Prompt
Copy every entry word for word. Skip the pictures.

Entries with page source code
◆ ◆ ◆

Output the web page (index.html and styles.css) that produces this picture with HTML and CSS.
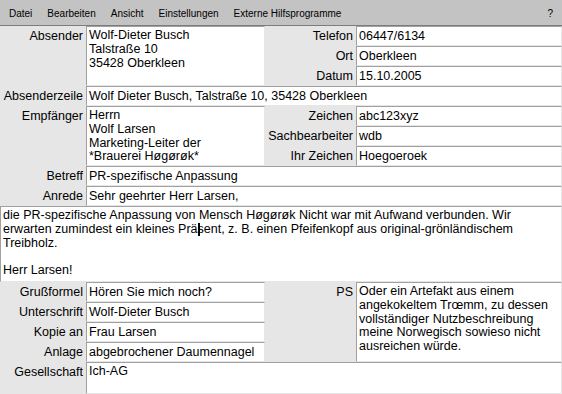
FILE: index.html
```html
<!DOCTYPE html>
<html lang="de">
<head>
<meta charset="utf-8">
<title>Brief</title>
<link rel="stylesheet" href="styles.css">
</head>
<body>
<div class="menubar">
  <span class="menu">Datei</span>
  <span class="menu">Bearbeiten</span>
  <span class="menu">Ansicht</span>
  <span class="menu">Einstellungen</span>
  <span class="menu">Externe Hilfsprogramme</span>
  <span class="menu help">?</span>
</div>
<div class="form">
  <div class="lbl tall">Absender</div>
  <div class="text tall">Wolf-Dieter Busch<br>Talstraße 10<br>35428 Oberkleen</div>
  <div class="lbl">Telefon</div><div class="entry">06447/6134</div>
  <div class="lbl">Ort</div><div class="entry">Oberkleen</div>
  <div class="lbl">Datum</div><div class="entry">15.10.2005</div>

  <div class="lbl">Absenderzeile</div><div class="entry wide">Wolf Dieter Busch, Talstraße 10, 35428 Oberkleen</div>

  <div class="lbl tall">Empfänger</div>
  <div class="text tall">Herrn<br>Wolf Larsen<br>Marketing-Leiter der<br>*Brauerei Høgørøk*</div>
  <div class="lbl">Zeichen</div><div class="entry">abc123xyz</div>
  <div class="lbl">Sachbearbeiter</div><div class="entry">wdb</div>
  <div class="lbl">Ihr Zeichen</div><div class="entry">Hoegoeroek</div>

  <div class="lbl">Betreff</div><div class="entry wide">PR-spezifische Anpassung</div>
  <div class="lbl">Anrede</div><div class="entry wide">Sehr geehrter Herr Larsen,</div>

  <div class="text full">die PR-spezifische Anpassung von Mensch Høgørøk Nicht war mit Aufwand verbunden. Wir<br>erwarten zumindest ein kleines Prä<span class="cursor"></span>sent, z. B. einen Pfeifenkopf aus original-grönländischem<br>Treibholz.<br><br>Herr Larsen!</div>

  <div class="lbl">Grußformel</div><div class="entry">Hören Sie mich noch?</div>
  <div class="lbl tall4">PS</div>
  <div class="text tall4">Oder ein Artefakt aus einem<br>angekokeltem Trœmm, zu dessen<br>vollständiger Nutzbeschreibung<br>meine Norwegisch sowieso nicht<br>ausreichen würde.</div>
  <div class="lbl">Unterschrift</div><div class="entry">Wolf-Dieter Busch</div>
  <div class="lbl">Kopie an</div><div class="entry">Frau Larsen</div>
  <div class="lbl">Anlage</div><div class="entry">abgebrochener Daumennagel</div>

  <div class="lbl">Gesellschaft</div><div class="text wide">Ich-AG</div>
</div>
</body>
</html>
```
FILE: styles.css
```css
html, body {
  margin: 0;
  padding: 0;
}
body {
  width: 562px;
  height: 394px;
  overflow: hidden;
  background: #e6e6e6;
  color: #000;
  font-family: "Liberation Sans", Arial, sans-serif;
  font-size: 12.5px;
}
.menubar {
  display: flex;
  align-items: center;
  box-sizing: border-box;
  height: 26px;
  padding: 1px 0 0 9px;
  background: #c3c3c3;
  border-bottom: 1px solid #7c7c7c;
  font-size: 10px;
  gap: 15px;
}
.menu.help {
  margin-left: auto;
  margin-right: 9px;
}
.form {
  display: grid;
  grid-template-columns: 86px 179px 91px 206px;
  grid-template-rows: repeat(9, 20px) 76px repeat(4, 20px) 32px;
}
.tall { grid-row: span 3; }
.tall4 { grid-row: span 4; }
.wide { grid-column: span 3; }
.full { grid-column: span 4; }
.lbl {
  text-align: right;
  padding-right: 3px;
  line-height: 20px;
  white-space: nowrap;
}
.tall, .tall4 {
  padding-top: 1px;
  line-height: 19px;
}
.entry, .text {
  background: #fff;
  border-top: 1px solid #a0a0a0;
  border-left: 1px solid #a0a0a0;
  border-right: 1px solid #e6e6e6;
  border-bottom: 1px solid #e6e6e6;
  padding: 0 2px;
  white-space: nowrap;
  overflow: hidden;
}
.entry {
  line-height: 18px;
}
.text {
  padding-top: 2px;
  line-height: 13.8px;
}
.cursor {
  display: inline-block;
  width: 0;
  height: 13px;
  vertical-align: -3px;
  border-left: 2px solid #000;
  margin-right: -2px;
}
```
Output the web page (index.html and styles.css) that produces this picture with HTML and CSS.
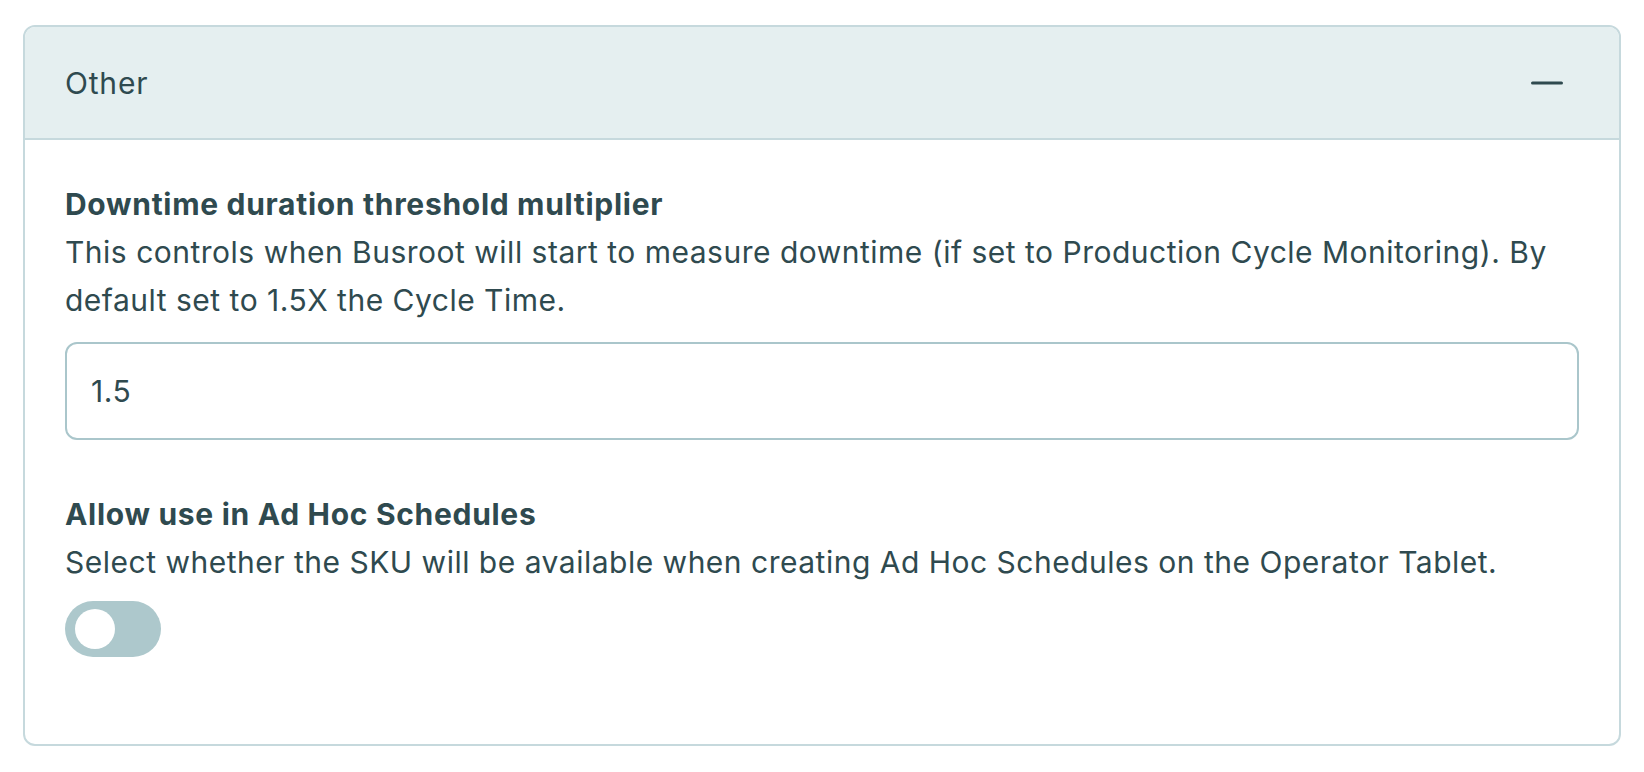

◆ ◆ ◆

Result of the exercise
Output the web page (index.html and styles.css) that produces this picture with HTML and CSS.
FILE: index.html
```html
<!DOCTYPE html>
<html lang="de">
<head>
<meta charset="utf-8">
<title>Brief</title>
<link rel="stylesheet" href="styles.css">
</head>
<body>
<div class="menubar">
  <span class="menu">Datei</span>
  <span class="menu">Bearbeiten</span>
  <span class="menu">Ansicht</span>
  <span class="menu">Einstellungen</span>
  <span class="menu">Externe Hilfsprogramme</span>
  <span class="menu help">?</span>
</div>
<div class="form">
  <div class="lbl tall">Absender</div>
  <div class="text tall">Wolf-Dieter Busch<br>Talstraße 10<br>35428 Oberkleen</div>
  <div class="lbl">Telefon</div><div class="entry">06447/6134</div>
  <div class="lbl">Ort</div><div class="entry">Oberkleen</div>
  <div class="lbl">Datum</div><div class="entry">15.10.2005</div>

  <div class="lbl">Absenderzeile</div><div class="entry wide">Wolf Dieter Busch, Talstraße 10, 35428 Oberkleen</div>

  <div class="lbl tall">Empfänger</div>
  <div class="text tall">Herrn<br>Wolf Larsen<br>Marketing-Leiter der<br>*Brauerei Høgørøk*</div>
  <div class="lbl">Zeichen</div><div class="entry">abc123xyz</div>
  <div class="lbl">Sachbearbeiter</div><div class="entry">wdb</div>
  <div class="lbl">Ihr Zeichen</div><div class="entry">Hoegoeroek</div>

  <div class="lbl">Betreff</div><div class="entry wide">PR-spezifische Anpassung</div>
  <div class="lbl">Anrede</div><div class="entry wide">Sehr geehrter Herr Larsen,</div>

  <div class="text full">die PR-spezifische Anpassung von Mensch Høgørøk Nicht war mit Aufwand verbunden. Wir<br>erwarten zumindest ein kleines Prä<span class="cursor"></span>sent, z. B. einen Pfeifenkopf aus original-grönländischem<br>Treibholz.<br><br>Herr Larsen!</div>

  <div class="lbl">Grußformel</div><div class="entry">Hören Sie mich noch?</div>
  <div class="lbl tall4">PS</div>
  <div class="text tall4">Oder ein Artefakt aus einem<br>angekokeltem Trœmm, zu dessen<br>vollständiger Nutzbeschreibung<br>meine Norwegisch sowieso nicht<br>ausreichen würde.</div>
  <div class="lbl">Unterschrift</div><div class="entry">Wolf-Dieter Busch</div>
  <div class="lbl">Kopie an</div><div class="entry">Frau Larsen</div>
  <div class="lbl">Anlage</div><div class="entry">abgebrochener Daumennagel</div>

  <div class="lbl">Gesellschaft</div><div class="text wide">Ich-AG</div>
</div>
</body>
</html>
```
FILE: styles.css
```css
html, body {
  margin: 0;
  padding: 0;
}
body {
  width: 562px;
  height: 394px;
  overflow: hidden;
  background: #e6e6e6;
  color: #000;
  font-family: "Liberation Sans", Arial, sans-serif;
  font-size: 12.5px;
}
.menubar {
  display: flex;
  align-items: center;
  box-sizing: border-box;
  height: 26px;
  padding: 1px 0 0 9px;
  background: #c3c3c3;
  border-bottom: 1px solid #7c7c7c;
  font-size: 10px;
  gap: 15px;
}
.menu.help {
  margin-left: auto;
  margin-right: 9px;
}
.form {
  display: grid;
  grid-template-columns: 86px 179px 91px 206px;
  grid-template-rows: repeat(9, 20px) 76px repeat(4, 20px) 32px;
}
.tall { grid-row: span 3; }
.tall4 { grid-row: span 4; }
.wide { grid-column: span 3; }
.full { grid-column: span 4; }
.lbl {
  text-align: right;
  padding-right: 3px;
  line-height: 20px;
  white-space: nowrap;
}
.tall, .tall4 {
  padding-top: 1px;
  line-height: 19px;
}
.entry, .text {
  background: #fff;
  border-top: 1px solid #a0a0a0;
  border-left: 1px solid #a0a0a0;
  border-right: 1px solid #e6e6e6;
  border-bottom: 1px solid #e6e6e6;
  padding: 0 2px;
  white-space: nowrap;
  overflow: hidden;
}
.entry {
  line-height: 18px;
}
.text {
  padding-top: 2px;
  line-height: 13.8px;
}
.cursor {
  display: inline-block;
  width: 0;
  height: 13px;
  vertical-align: -3px;
  border-left: 2px solid #000;
  margin-right: -2px;
}
```
Output the web page (index.html and styles.css) that produces this picture with HTML and CSS.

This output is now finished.